The study will make use of the grounded theory analysis. This approach features constantly comparing, requiring interweaving of the data analysis with the collection process (Corbin & Strauss, 1990). The grounded theory approach requires asking some questions, and using some data, such as the literature review, developing a theory from which further analysis is conducted (Corbin & Strauss, 1990). As such, the use of interviews will complement the secondary research, while iterating between the comparison of the data and additional secondary data to facilitate answering the core questions.

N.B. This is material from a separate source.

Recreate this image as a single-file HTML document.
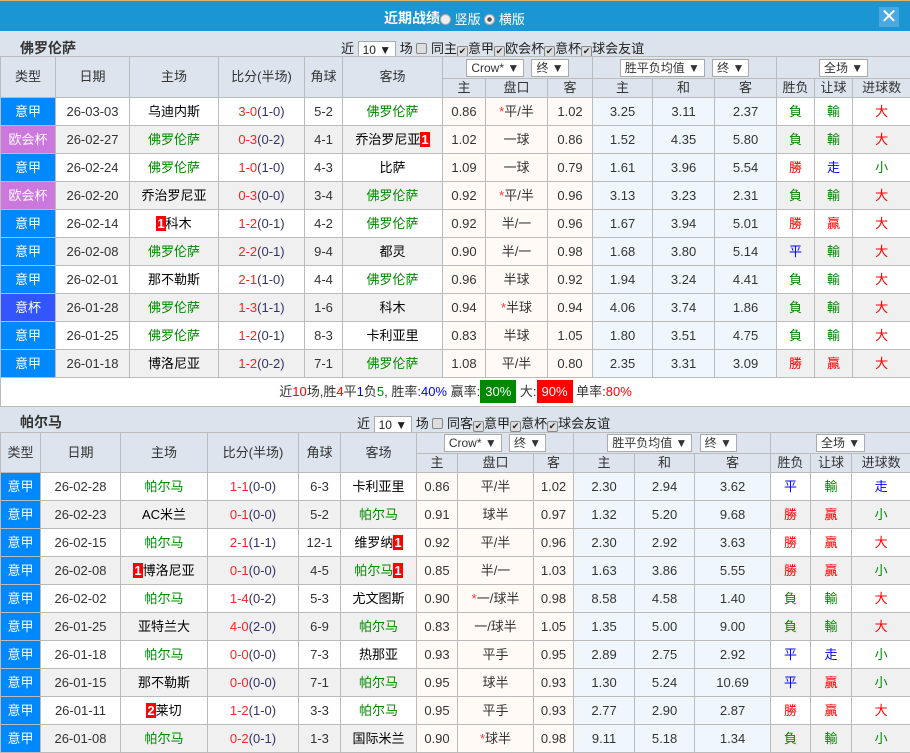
<!DOCTYPE html>
<html><head><meta charset="utf-8">
<style>
*{margin:0;padding:0;box-sizing:border-box}
body{width:910px;height:753px;overflow:hidden;background:#dbe3ec;font-family:"Liberation Sans","Noto Sans CJK SC",sans-serif;font-size:13px;color:#333;position:relative}
.top{position:absolute;left:0;top:0;width:910px;height:31px;background:#1b96d5;border-top:1px solid #e2b36a;color:#fff}
.top .t{position:absolute;left:384px;top:7px;font-size:14px;font-weight:bold}
.top .r{position:absolute;top:8px;font-size:13px}
.rad{display:inline-block;width:11px;height:11px;border-radius:50%;background:#eee;border:1px solid #aaa;vertical-align:-1px}
.rad.on{background:radial-gradient(#555 30%,#eee 40%)}
.x{position:absolute;left:879px;top:6px;width:20px;height:20px;background:#4aa9e0;color:#fff;font-size:20px;line-height:20px;text-align:center}
.ttl{position:absolute;font-weight:bold;font-size:14px;color:#333}
.ctl{position:absolute;font-size:13px;color:#222}
.sel{display:inline-block;background:#fff;border:1px solid #aaa;padding:0 4px;height:18px;line-height:17px;font-size:12px;vertical-align:middle}
.cb{display:inline-block;width:11px;height:11px;border:1px solid #888;background:#ddd;border-radius:2px;vertical-align:-1px;font-size:9px;line-height:9px;text-align:center}
table{position:absolute;left:0;border-collapse:collapse;table-layout:fixed;background:#fff}
td{border:1px solid #bbb;text-align:center;height:28px;padding:0;white-space:nowrap;overflow:hidden;line-height:16px}
tr.h td{background:#dde4ee;color:#333;height:auto}
tr.e td{background:#f0f0f0}
td.o{background:#fffaf6!important}
td.p{background:#f0f7fc!important}
td.y{background:#0088ff!important;color:#fff}
td.u{background:#cc77dd!important;color:#fff}
td.k{background:#3355ff!important;color:#fff}
.g{color:#080}.rd{color:#f00}.b{color:#00f}.k2{color:#000}
.sc{color:#f22}.sh{color:#336}
.n{background:#f00;color:#fff;font-weight:bold;padding:0 1px}
.st{color:#f33}
</style></head><body>
<div class="top"><span class="t">近期战绩</span><span class="r" style="left:440px"><span class="rad"></span> 竖版 <span class="rad on"></span> 横版</span><div class="x">✕</div></div>

<div class="ttl" style="left:20px;top:38px">佛罗伦萨</div>
<div class="ctl" style="left:341px;top:38px">近 <span class="sel">10 ▼</span> 场 <span class="cb"></span> 同主<span class="cb">✔</span>意甲<span class="cb">✔</span>欧会杯<span class="cb">✔</span>意杯<span class="cb">✔</span>球会友谊</div>

<table style="top:56px;width:910px">
<colgroup><col style="width:55px"><col style="width:74px"><col style="width:89px"><col style="width:86px"><col style="width:38px"><col style="width:100px"><col style="width:43px"><col style="width:62px"><col style="width:45px"><col style="width:60px"><col style="width:62px"><col style="width:62px"><col style="width:38px"><col style="width:38px"><col style="width:58px"></colgroup>
<tr class="h" style="height:22px"><td rowspan="2">类型</td><td rowspan="2">日期</td><td rowspan="2">主场</td><td rowspan="2">比分(半场)</td><td rowspan="2">角球</td><td rowspan="2">客场</td><td colspan="3"><span class="sel">Crow* ▼</span>&nbsp;&nbsp;<span class="sel">终 ▼</span></td><td colspan="3"><span class="sel">胜平负均值 ▼</span>&nbsp;&nbsp;<span class="sel">终 ▼</span></td><td colspan="3"><span class="sel">全场 ▼</span></td></tr>
<tr class="h" style="height:19px"><td>主</td><td>盘口</td><td>客</td><td>主</td><td>和</td><td>客</td><td>胜负</td><td>让球</td><td>进球数</td></tr>
<tr><td class="y">意甲</td><td>26-03-03</td><td class="k2">乌迪内斯</td><td><span class="sc">3-0</span><span class="sh">(1-0)</span></td><td>5-2</td><td class="g">佛罗伦萨</td><td class="o">0.86</td><td class="o"><span class="st">*</span>平/半</td><td class="o">1.02</td><td class="p">3.25</td><td class="p">3.11</td><td class="p">2.37</td><td class="g">負</td><td class="g">輸</td><td class="rd">大</td></tr>
<tr class="e"><td class="u">欧会杯</td><td>26-02-27</td><td class="g">佛罗伦萨</td><td><span class="sc">0-3</span><span class="sh">(0-2)</span></td><td>4-1</td><td class="k2">乔治罗尼亚<span class="n">1</span></td><td class="o">1.02</td><td class="o">一球</td><td class="o">0.86</td><td class="p">1.52</td><td class="p">4.35</td><td class="p">5.80</td><td class="g">負</td><td class="g">輸</td><td class="rd">大</td></tr>
<tr><td class="y">意甲</td><td>26-02-24</td><td class="g">佛罗伦萨</td><td><span class="sc">1-0</span><span class="sh">(1-0)</span></td><td>4-3</td><td class="k2">比萨</td><td class="o">1.09</td><td class="o">一球</td><td class="o">0.79</td><td class="p">1.61</td><td class="p">3.96</td><td class="p">5.54</td><td class="rd">勝</td><td class="b">走</td><td class="g">小</td></tr>
<tr class="e"><td class="u">欧会杯</td><td>26-02-20</td><td class="k2">乔治罗尼亚</td><td><span class="sc">0-3</span><span class="sh">(0-0)</span></td><td>3-4</td><td class="g">佛罗伦萨</td><td class="o">0.92</td><td class="o"><span class="st">*</span>平/半</td><td class="o">0.96</td><td class="p">3.13</td><td class="p">3.23</td><td class="p">2.31</td><td class="g">負</td><td class="g">輸</td><td class="rd">大</td></tr>
<tr><td class="y">意甲</td><td>26-02-14</td><td class="k2"><span class="n">1</span>科木</td><td><span class="sc">1-2</span><span class="sh">(0-1)</span></td><td>4-2</td><td class="g">佛罗伦萨</td><td class="o">0.92</td><td class="o">半/一</td><td class="o">0.96</td><td class="p">1.67</td><td class="p">3.94</td><td class="p">5.01</td><td class="rd">勝</td><td class="rd">贏</td><td class="rd">大</td></tr>
<tr class="e"><td class="y">意甲</td><td>26-02-08</td><td class="g">佛罗伦萨</td><td><span class="sc">2-2</span><span class="sh">(0-1)</span></td><td>9-4</td><td class="k2">都灵</td><td class="o">0.90</td><td class="o">半/一</td><td class="o">0.98</td><td class="p">1.68</td><td class="p">3.80</td><td class="p">5.14</td><td class="b">平</td><td class="g">輸</td><td class="rd">大</td></tr>
<tr><td class="y">意甲</td><td>26-02-01</td><td class="k2">那不勒斯</td><td><span class="sc">2-1</span><span class="sh">(1-0)</span></td><td>4-4</td><td class="g">佛罗伦萨</td><td class="o">0.96</td><td class="o">半球</td><td class="o">0.92</td><td class="p">1.94</td><td class="p">3.24</td><td class="p">4.41</td><td class="g">負</td><td class="g">輸</td><td class="rd">大</td></tr>
<tr class="e"><td class="k">意杯</td><td>26-01-28</td><td class="g">佛罗伦萨</td><td><span class="sc">1-3</span><span class="sh">(1-1)</span></td><td>1-6</td><td class="k2">科木</td><td class="o">0.94</td><td class="o"><span class="st">*</span>半球</td><td class="o">0.94</td><td class="p">4.06</td><td class="p">3.74</td><td class="p">1.86</td><td class="g">負</td><td class="g">輸</td><td class="rd">大</td></tr>
<tr><td class="y">意甲</td><td>26-01-25</td><td class="g">佛罗伦萨</td><td><span class="sc">1-2</span><span class="sh">(0-1)</span></td><td>8-3</td><td class="k2">卡利亚里</td><td class="o">0.83</td><td class="o">半球</td><td class="o">1.05</td><td class="p">1.80</td><td class="p">3.51</td><td class="p">4.75</td><td class="g">負</td><td class="g">輸</td><td class="rd">大</td></tr>
<tr class="e"><td class="y">意甲</td><td>26-01-18</td><td class="k2">博洛尼亚</td><td><span class="sc">1-2</span><span class="sh">(0-2)</span></td><td>7-1</td><td class="g">佛罗伦萨</td><td class="o">1.08</td><td class="o">平/半</td><td class="o">0.80</td><td class="p">2.35</td><td class="p">3.31</td><td class="p">3.09</td><td class="rd">勝</td><td class="rd">贏</td><td class="rd">大</td></tr>
<tr><td colspan="15" style="height:29px;color:#333">近<span class="rd">10</span>场,胜<span class="rd">4</span>平<span class="b">1</span>负<span class="g">5</span>, 胜率:<span class="b">40%</span> 赢率:<span style="background:#080;color:#fff;padding:4px 5px">30%</span> 大:<span style="background:#f00;color:#fff;padding:4px 5px">90%</span> 单率:<span class="rd">80%</span></td></tr>
</table>

<div class="ttl" style="left:20px;top:412px">帕尔马</div>
<div class="ctl" style="left:357px;top:413px">近 <span class="sel">10 ▼</span> 场 <span class="cb"></span> 同客<span class="cb">✔</span>意甲<span class="cb">✔</span>意杯<span class="cb">✔</span>球会友谊</div>

<table style="top:432px;width:910px">
<colgroup><col style="width:40px"><col style="width:80px"><col style="width:87px"><col style="width:91px"><col style="width:42px"><col style="width:76px"><col style="width:41px"><col style="width:76px"><col style="width:40px"><col style="width:61px"><col style="width:60px"><col style="width:76px"><col style="width:40px"><col style="width:41px"><col style="width:59px"></colgroup>
<tr class="h" style="height:21px"><td rowspan="2">类型</td><td rowspan="2">日期</td><td rowspan="2">主场</td><td rowspan="2">比分(半场)</td><td rowspan="2">角球</td><td rowspan="2">客场</td><td colspan="3"><span class="sel">Crow* ▼</span>&nbsp;&nbsp;<span class="sel">终 ▼</span></td><td colspan="3"><span class="sel">胜平负均值 ▼</span>&nbsp;&nbsp;<span class="sel">终 ▼</span></td><td colspan="3"><span class="sel">全场 ▼</span></td></tr>
<tr class="h" style="height:19px"><td>主</td><td>盘口</td><td>客</td><td>主</td><td>和</td><td>客</td><td>胜负</td><td>让球</td><td>进球数</td></tr>
<tr><td class="y">意甲</td><td>26-02-28</td><td class="g">帕尔马</td><td><span class="sc">1-1</span><span class="sh">(0-0)</span></td><td>6-3</td><td class="k2">卡利亚里</td><td class="o">0.86</td><td class="o">平/半</td><td class="o">1.02</td><td class="p">2.30</td><td class="p">2.94</td><td class="p">3.62</td><td class="b">平</td><td class="g">輸</td><td class="b">走</td></tr>
<tr class="e"><td class="y">意甲</td><td>26-02-23</td><td class="k2">AC米兰</td><td><span class="sc">0-1</span><span class="sh">(0-0)</span></td><td>5-2</td><td class="g">帕尔马</td><td class="o">0.91</td><td class="o">球半</td><td class="o">0.97</td><td class="p">1.32</td><td class="p">5.20</td><td class="p">9.68</td><td class="rd">勝</td><td class="rd">贏</td><td class="g">小</td></tr>
<tr><td class="y">意甲</td><td>26-02-15</td><td class="g">帕尔马</td><td><span class="sc">2-1</span><span class="sh">(1-1)</span></td><td>12-1</td><td class="k2">维罗纳<span class="n">1</span></td><td class="o">0.92</td><td class="o">平/半</td><td class="o">0.96</td><td class="p">2.30</td><td class="p">2.92</td><td class="p">3.63</td><td class="rd">勝</td><td class="rd">贏</td><td class="rd">大</td></tr>
<tr class="e"><td class="y">意甲</td><td>26-02-08</td><td class="k2"><span class="n">1</span>博洛尼亚</td><td><span class="sc">0-1</span><span class="sh">(0-0)</span></td><td>4-5</td><td class="g">帕尔马<span class="n">1</span></td><td class="o">0.85</td><td class="o">半/一</td><td class="o">1.03</td><td class="p">1.63</td><td class="p">3.86</td><td class="p">5.55</td><td class="rd">勝</td><td class="rd">贏</td><td class="g">小</td></tr>
<tr><td class="y">意甲</td><td>26-02-02</td><td class="g">帕尔马</td><td><span class="sc">1-4</span><span class="sh">(0-2)</span></td><td>5-3</td><td class="k2">尤文图斯</td><td class="o">0.90</td><td class="o"><span class="st">*</span>一/球半</td><td class="o">0.98</td><td class="p">8.58</td><td class="p">4.58</td><td class="p">1.40</td><td class="g">負</td><td class="g">輸</td><td class="rd">大</td></tr>
<tr class="e"><td class="y">意甲</td><td>26-01-25</td><td class="k2">亚特兰大</td><td><span class="sc">4-0</span><span class="sh">(2-0)</span></td><td>6-9</td><td class="g">帕尔马</td><td class="o">0.83</td><td class="o">一/球半</td><td class="o">1.05</td><td class="p">1.35</td><td class="p">5.00</td><td class="p">9.00</td><td class="g">負</td><td class="g">輸</td><td class="rd">大</td></tr>
<tr><td class="y">意甲</td><td>26-01-18</td><td class="g">帕尔马</td><td><span class="sc">0-0</span><span class="sh">(0-0)</span></td><td>7-3</td><td class="k2">热那亚</td><td class="o">0.93</td><td class="o">平手</td><td class="o">0.95</td><td class="p">2.89</td><td class="p">2.75</td><td class="p">2.92</td><td class="b">平</td><td class="b">走</td><td class="g">小</td></tr>
<tr class="e"><td class="y">意甲</td><td>26-01-15</td><td class="k2">那不勒斯</td><td><span class="sc">0-0</span><span class="sh">(0-0)</span></td><td>7-1</td><td class="g">帕尔马</td><td class="o">0.95</td><td class="o">球半</td><td class="o">0.93</td><td class="p">1.30</td><td class="p">5.24</td><td class="p">10.69</td><td class="b">平</td><td class="rd">贏</td><td class="g">小</td></tr>
<tr><td class="y">意甲</td><td>26-01-11</td><td class="k2"><span class="n">2</span>莱切</td><td><span class="sc">1-2</span><span class="sh">(1-0)</span></td><td>3-3</td><td class="g">帕尔马</td><td class="o">0.95</td><td class="o">平手</td><td class="o">0.93</td><td class="p">2.77</td><td class="p">2.90</td><td class="p">2.87</td><td class="rd">勝</td><td class="rd">贏</td><td class="rd">大</td></tr>
<tr class="e"><td class="y">意甲</td><td>26-01-08</td><td class="g">帕尔马</td><td><span class="sc">0-2</span><span class="sh">(0-1)</span></td><td>1-3</td><td class="k2">国际米兰</td><td class="o">0.90</td><td class="o"><span class="st">*</span>球半</td><td class="o">0.98</td><td class="p">9.11</td><td class="p">5.18</td><td class="p">1.34</td><td class="g">負</td><td class="g">輸</td><td class="g">小</td></tr>
</table>
</body></html>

In order to support the analysis process, the application of qualitative coding will also be critical. The focus is on descriptive coding, which will enable recognizing similar themes in the content of the multiple cases. It will also enable supporting the grounded codes against operating with priori codes in order to advance new solutions for the research questions.

Ethics

Relying primarily on secondary resources minimizes the ethical concerns. Nevertheless, the study will address the issues, such as through making deliberate efforts to avoid biased responses from the interviewees. In order to control for this bias, the study will strive to keep the engagement conversational. The study will also ensure that the questions allow for third party projection, enabling the expression of answers that the respondent may not consider socially acceptable according to them and prevent habitual bias. Being based on secondary research, attributing all materials to their respective authors will enable preventing plagiarism. Specific information that may be disclosed in the study, or the research process, will be within the limitations of both local and international laws on business research.